The tractor kicked in and I didn't need to look out the window to know that she's riding in her father's arms on the big wide seat as they made swaths on the lawn. And the soft, filtered light was mercilessly beautiful, like beams coming through stain glass and promising redemption. How very dare you be unhappy with light like that?

I remember running away from our apartment on South Citrus in LA. I laid out a blue bandana, centering pj's and a pink-haired troll, tying it to a yardstick, putting it over my shoulder, "hi ho," and passing the poinsettias to the postage stamp of shared lawn, but never reaching the sidewalk beneath the bright light that fell so hard it hurt.
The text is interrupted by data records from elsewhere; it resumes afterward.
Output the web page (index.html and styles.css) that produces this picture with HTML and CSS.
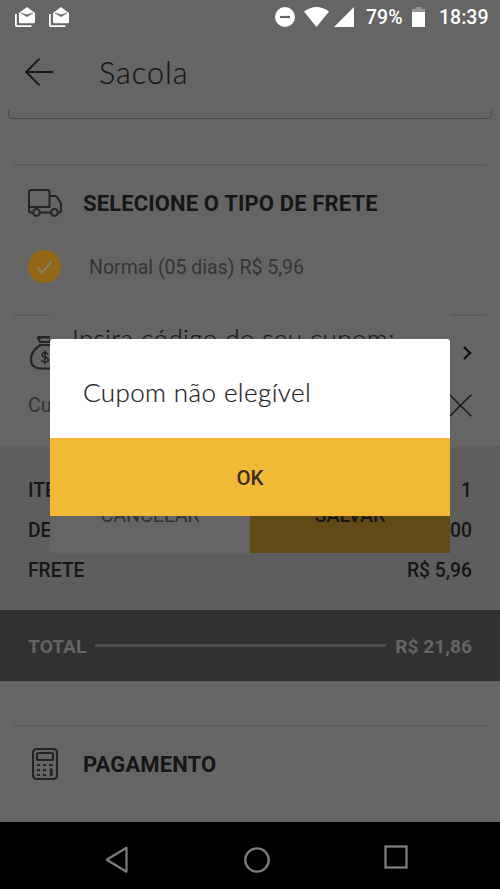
FILE: index.html
```html
<!DOCTYPE html>
<html lang="pt-BR">
<head>
<meta charset="utf-8">
<title>Sacola</title>
<link rel="stylesheet" href="styles.css">
</head>
<body>
<div class="screen">
  <div class="status">
    <svg class="mail" width="20" height="20" viewBox="0 0 20 20"><path d="M0 7v11.200q0 1.800 1.800 1.800H16.500v-1.800H1.800V7z" fill="#fff"/><path d="M4 6L12 0l8 6v9q0 1.200-1.200 1.200H5.200Q4 16.200 4 15z" fill="#fff"/><path d="M6 6l6 1.800L18 6l-6 3.800z" fill="#656565" stroke="#656565" stroke-width=".5"/></svg>
    <svg class="mail" width="20" height="20" viewBox="0 0 20 20"><path d="M0 7v11.200q0 1.800 1.800 1.800H16.500v-1.800H1.800V7z" fill="#fff"/><path d="M4 6L12 0l8 6v9q0 1.200-1.200 1.200H5.200Q4 16.200 4 15z" fill="#fff"/><path d="M6 6l6 1.800L18 6l-6 3.800z" fill="#656565" stroke="#656565" stroke-width=".5"/></svg>
    <svg class="dnd" width="20" height="20" viewBox="0 0 20 20"><circle cx="10" cy="10" r="10" fill="#fff"/><path d="M5 10h10" stroke="#656565" stroke-width="2.200"/></svg>
    <svg class="wifi" width="25" height="20" viewBox="0 0 25 20"><path d="M0 4.500Q12.500-4.500 25 4.500L12.500 20z" fill="#fff"/></svg>
    <svg class="signal" width="20" height="20" viewBox="0 0 20 20"><path d="M20 0v20H0z" fill="#fff"/></svg>
    <span class="percent">79%</span>
    <svg class="battery" width="13" height="20" viewBox="0 0 13 20"><path d="M0 6V2h3.500V0h6v2H13v4z" fill="#969696"/><path d="M0 5h13v15H0z" fill="#fff"/></svg>
    <span class="clock">18:39</span>
  </div>
  <header class="header">
    <svg width="28" height="28" viewBox="0 0 28 28" fill="none" stroke="#171717" stroke-width="1.900"><path d="M14.500.7L1.200 14l13.300 13.300M1.200 14H28"/></svg>
    <h1 class="title">Sacola</h1>
  </header>
  <div class="field"></div>

  <section class="shipping">
    <h2 class="heading">
      <svg class="icon" width="34" height="28" viewBox="0 0 34 28" fill="none" stroke="#242424" stroke-width="2"><path d="M4.500 23.500H3Q1 23.500 1 21.500V3Q1 1 3 1h16.500q2 0 2 2v15H1M12 23.500h10.500M21.500 7h5q2 0 3.200 2l3.300 5.500v7q0 2-2 2h-.5"/><circle cx="8.500" cy="23.500" r="3.400"/><circle cx="26.500" cy="23.500" r="3.400"/></svg>
      Selecione o tipo de frete
    </h2>
    <div class="option">
      <svg width="33" height="33" viewBox="0 0 33 33"><circle cx="16.500" cy="16.500" r="16.500" fill="#936715"/><path d="M9.500 17l4.500 6L23.500 11" fill="none" stroke="#858176" stroke-width="2"/></svg>
      <span>Normal (05 dias) R$ 5,96</span>
    </div>
  </section>

  <section class="coupon">
    <div class="coupon-row">
      <svg class="bag" width="32" height="34" viewBox="0 0 32 34" fill="none" stroke="#242424" stroke-width="2.200"><path d="M10 6L8 1.500q2-1 4 .2 2.500-1.700 4.500 0 2-1.200 5-.2L19.500 6zM9.500 9h10.500M10.500 9Q1 15 1 23.500 1 32.500 11 32.500h10q8-1 8-9Q29 15 19.500 9"/><path d="M18 18.500q-1-2-3.300-1.800-2.700.2-2.700 2.200 0 1.700 3 2.300 3.300.6 3.300 2.700 0 2.200-3 2.400-2.600 0-3.600-2.200M15 14.300v14.200" stroke-width="1.500"/></svg>
      <svg class="chevron" width="9" height="14" viewBox="0 0 9 14"><path d="M1 1l6 6-6 6" fill="none" stroke="#111" stroke-width="2.300"/></svg>
    </div>
    <div class="coupon-row code">
      <span>Cupom</span>
      <svg width="23" height="23" viewBox="0 0 23 23"><path d="M.7.7l21.600 21.600M22.300.7L.7 22.300" stroke="#1b1b1b" stroke-width="1.500"/></svg>
    </div>
  </section>

  <section class="summary">
    <div class="line"><span>ITENS</span><span>1</span></div>
    <div class="line"><span>DESC.</span><span>R$ 0,00</span></div>
    <div class="line"><span>FRETE</span><span>R$ 5,96</span></div>
  </section>
  <div class="total"><span>TOTAL</span><i class="rule"></i><span>R$ 21,86</span></div>

  <section class="payment">
    <h2 class="heading">
      <svg class="icon calc" width="26" height="32" viewBox="0 0 26 32" fill="none" stroke="#242424" stroke-width="2.100"><rect x="1" y="1" width="24" height="30" rx="3.500"/><rect x="5" y="5" width="16" height="7" rx="1.500"/><path d="M5 17h3m3 0h3m3 0h4M5 22h3m3 0h3M5 27h3m3 0h3"/><path d="M19.200 20.500V28" stroke-width="3"/></svg>
      Pagamento
    </h2>
  </section>

  <nav class="nav">
    <svg width="24" height="28" viewBox="0 0 24 28"><path d="M21.500 1.700v24L1.700 13.700z" fill="none" stroke="#7e7e7e" stroke-width="2.200" stroke-linejoin="round"/></svg>
    <svg width="26" height="26" viewBox="0 0 26 26"><circle cx="13" cy="13" r="11.700" fill="none" stroke="#7e7e7e" stroke-width="2.300"/></svg>
    <svg class="recent" width="24" height="24" viewBox="0 0 24 24"><rect x="1.500" y="1.500" width="21" height="21" fill="none" stroke="#7e7e7e" stroke-width="2.300"/></svg>
  </nav>

  <div class="prompt">
    <p class="prompt-text">Insira código do seu cupom:</p>
    <div class="prompt-actions"><span class="cancel">CANCELAR</span><span class="save">SALVAR</span></div>
  </div>
  <div class="alert">
    <p class="alert-text">Cupom não elegível</p>
    <div class="ok">OK</div>
  </div>
</div>
</body>
</html>
```
FILE: styles.css
```css
* { box-sizing: border-box; }
body { margin: 0; background: #656565; font-family: Roboto, sans-serif; color: #161616; }
svg { display: block; flex: none; }
h1, h2, p { margin: 0; }
.screen { position: relative; width: 500px; height: 889px; overflow: hidden; display: flex; flex-direction: column; }
.screen > * { flex: none; }
.status { height: 34px; display: flex; align-items: center; padding: 0 11px 0 15px; color: #fff; font-size: 19.5px; font-weight: 500; white-space: nowrap; }
.mail { margin: -1px 14px 0 0; }
.dnd { margin-left: auto; }
.wifi { margin-left: 9px; }
.signal { margin-left: 5px; }
.percent { margin-left: 12px; width: 36px; }
.battery { margin-left: 10px; }
.clock { margin-left: 14px; width: 50px; }
.header { height: 76px; display: flex; align-items: center; gap: 46px; padding-left: 25px; }
.title { font: 300 30.5px/40px Lato, sans-serif; letter-spacing: 1px; -webkit-text-stroke: .2px; }
.field { height: 9px; margin: 0 8px; border: 1px solid #474747; border-top: 0; border-radius: 0 0 5px 5px; }
.shipping, .coupon, .payment { position: relative; margin: 0 14px; border-top: 2px solid #5b5b5b; }
.shipping { margin-top: 45px; height: 150px; }
.heading { display: flex; align-items: center; height: 40px; margin: 17px 0 0 14px; gap: 21px; font-size: 22px; font-weight: 700; letter-spacing: .13px; text-transform: uppercase; white-space: nowrap; }
.option { display: flex; align-items: center; gap: 28px; margin: 27px 0 0 14px; color: #343434; font-size: 19.5px; }
.option span { padding-top: 2px; }
.coupon { height: 133px; padding: 17px 14px 0; }
.coupon-row { height: 40px; display: flex; align-items: center; justify-content: space-between; }
.bag { margin-left: 2px; }
.code { margin-top: 12px; color: #343434; font-size: 19.5px; }
.summary { height: 163px; padding: 23px 28px 0; background: #5e5e5e; }
.line { height: 40px; display: flex; align-items: center; justify-content: space-between; font-size: 19.3px; font-weight: 500; }
.total { height: 71px; padding: 1px 28px 0; display: flex; align-items: center; gap: 9px; background: #313131; color: #656565; font-size: 19.2px; font-weight: 700; }
.rule { flex: 1; height: 3px; margin-top: -2px; background: #4b4b4b; }
.payment { margin-top: 44px; height: 97px; }
.calc { margin: 0 4px; }
.nav { height: 67px; background: #000; display: flex; align-items: center; padding: 8px 92px 0 105px; justify-content: space-between; }
.recent { margin-top: -6px; }
.prompt { position: absolute; left: 50px; top: 311px; width: 400px; height: 242px; display: flex; flex-direction: column; justify-content: space-between; background: #656565; }
.prompt-text { padding: 9px 0 0 22px; font: 300 26px/36px Lato, sans-serif; letter-spacing: .4px; white-space: nowrap; -webkit-text-stroke: .2px; }
.prompt-actions { display: flex; height: 76px; line-height: 78px; text-align: center; font-size: 19.6px; }
.cancel, .save { flex: 1; height: 76px; }
.cancel { color: #303030; }
.save { background: #614a16; font-weight: 500; }
.alert { position: absolute; left: 50px; top: 339px; width: 400px; height: 177px; border-radius: 3px 3px 0 0; background: #fff; }
.alert-text { height: 99px; padding: 36px 0 0 33px; font: 300 26px/34px Lato, sans-serif; letter-spacing: .4px; color: #222; white-space: nowrap; -webkit-text-stroke: .2px; }
.ok { height: 78px; line-height: 80px; background: #f2b937; color: #3b2d24; text-align: center; font-size: 20.5px; font-weight: 500; }
```
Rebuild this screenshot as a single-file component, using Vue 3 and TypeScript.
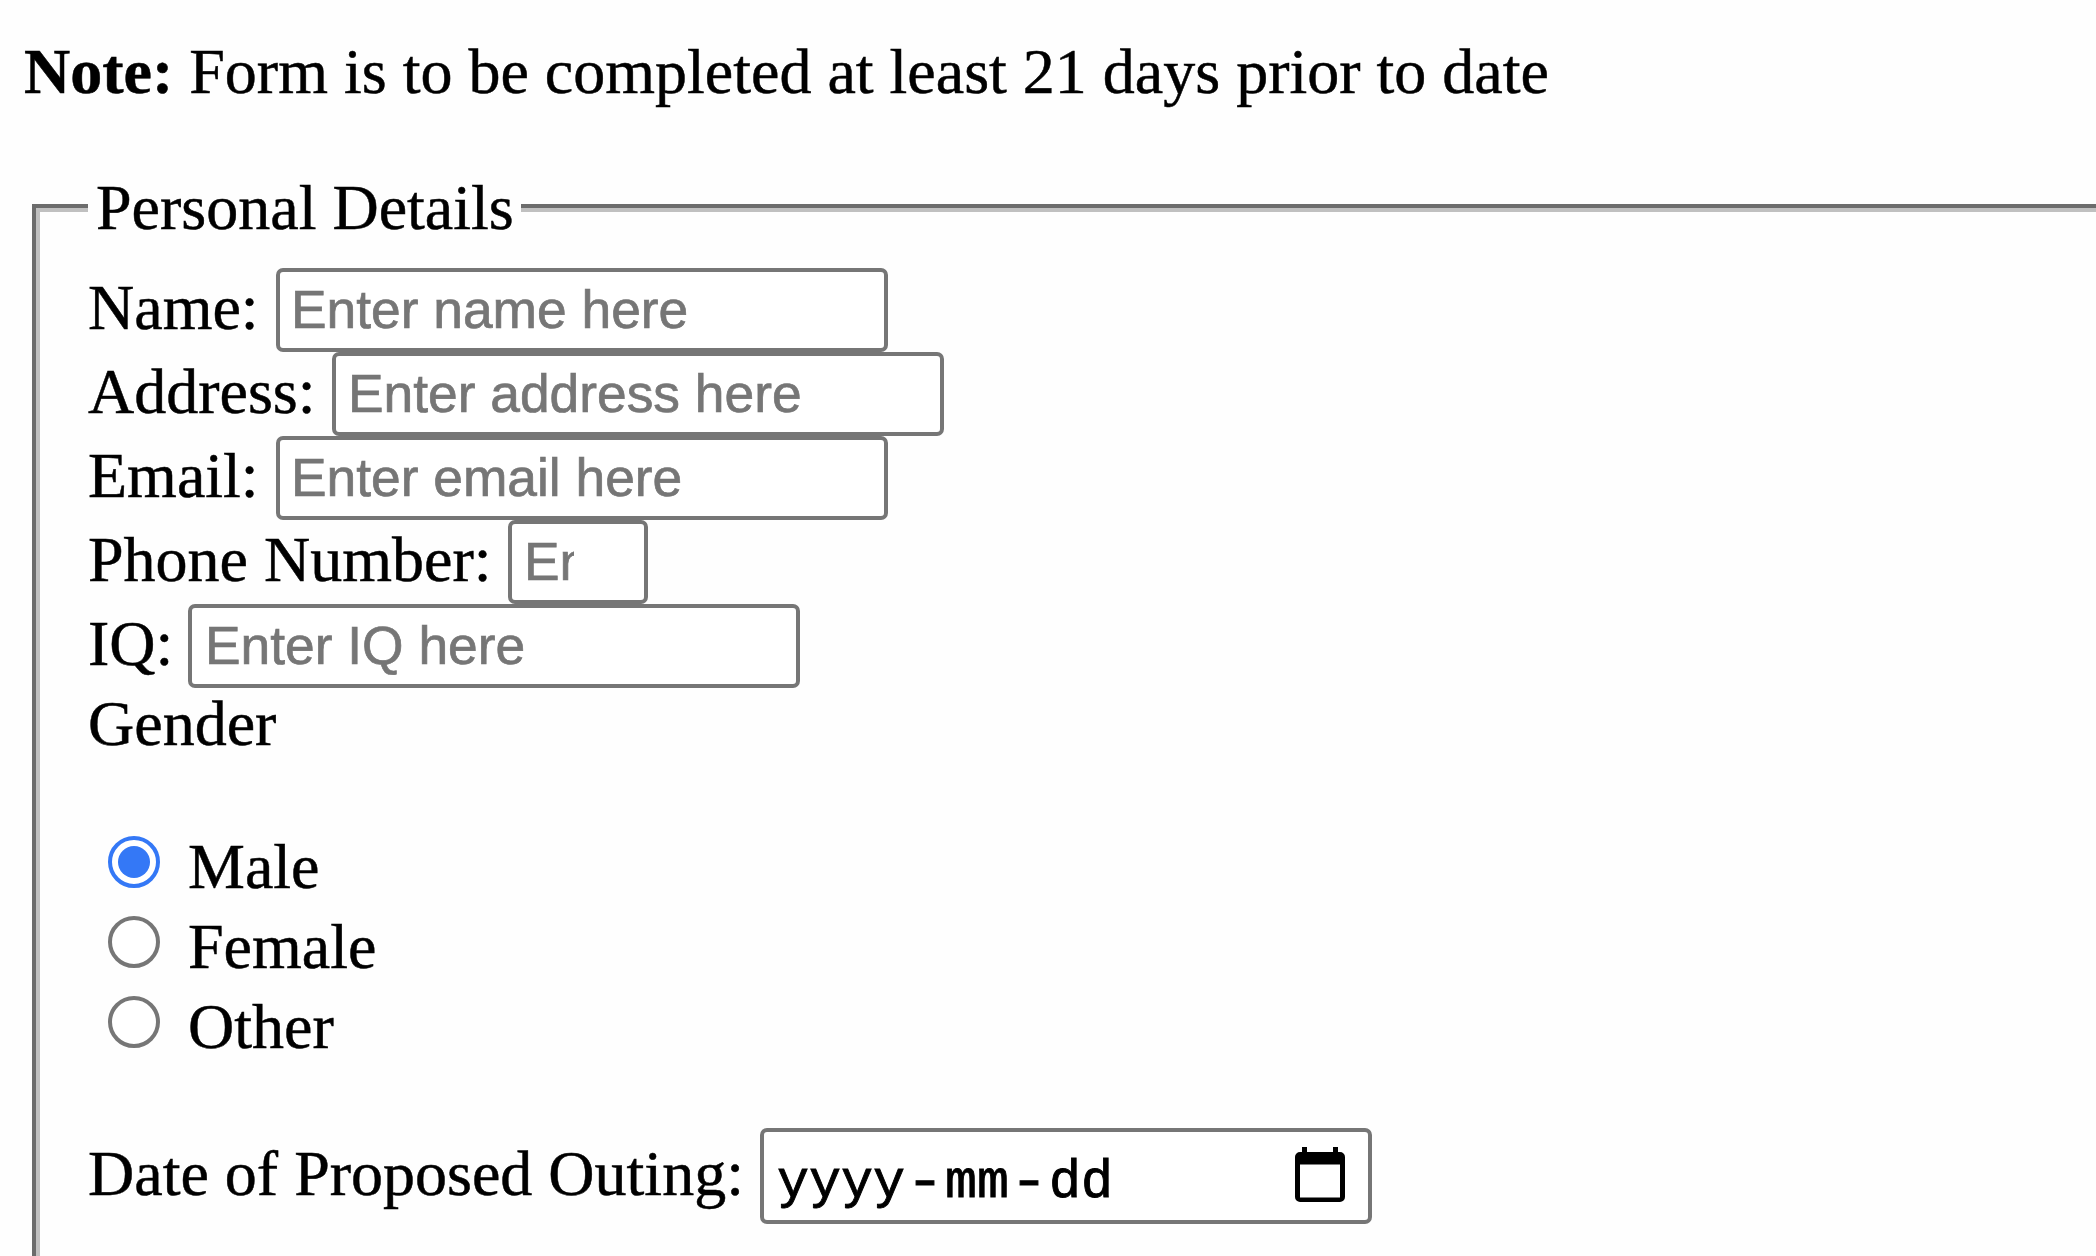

My good friend Nico said that, as an adopted daughter, running away was inconceivable. With three adopted siblings - one who was sent back to the orphanage - she remembered weathering family strife hidden beneath the piano. She would never run away for fear they'd let her go; she was terrified of being returned. I wondered if her adoptive parents had kept the receipts, or if there was a must-return-by date. And I was oddly comforted that Lizzy could run away without looking back because, unlike Orpheus, she was secure that I would be right behind her.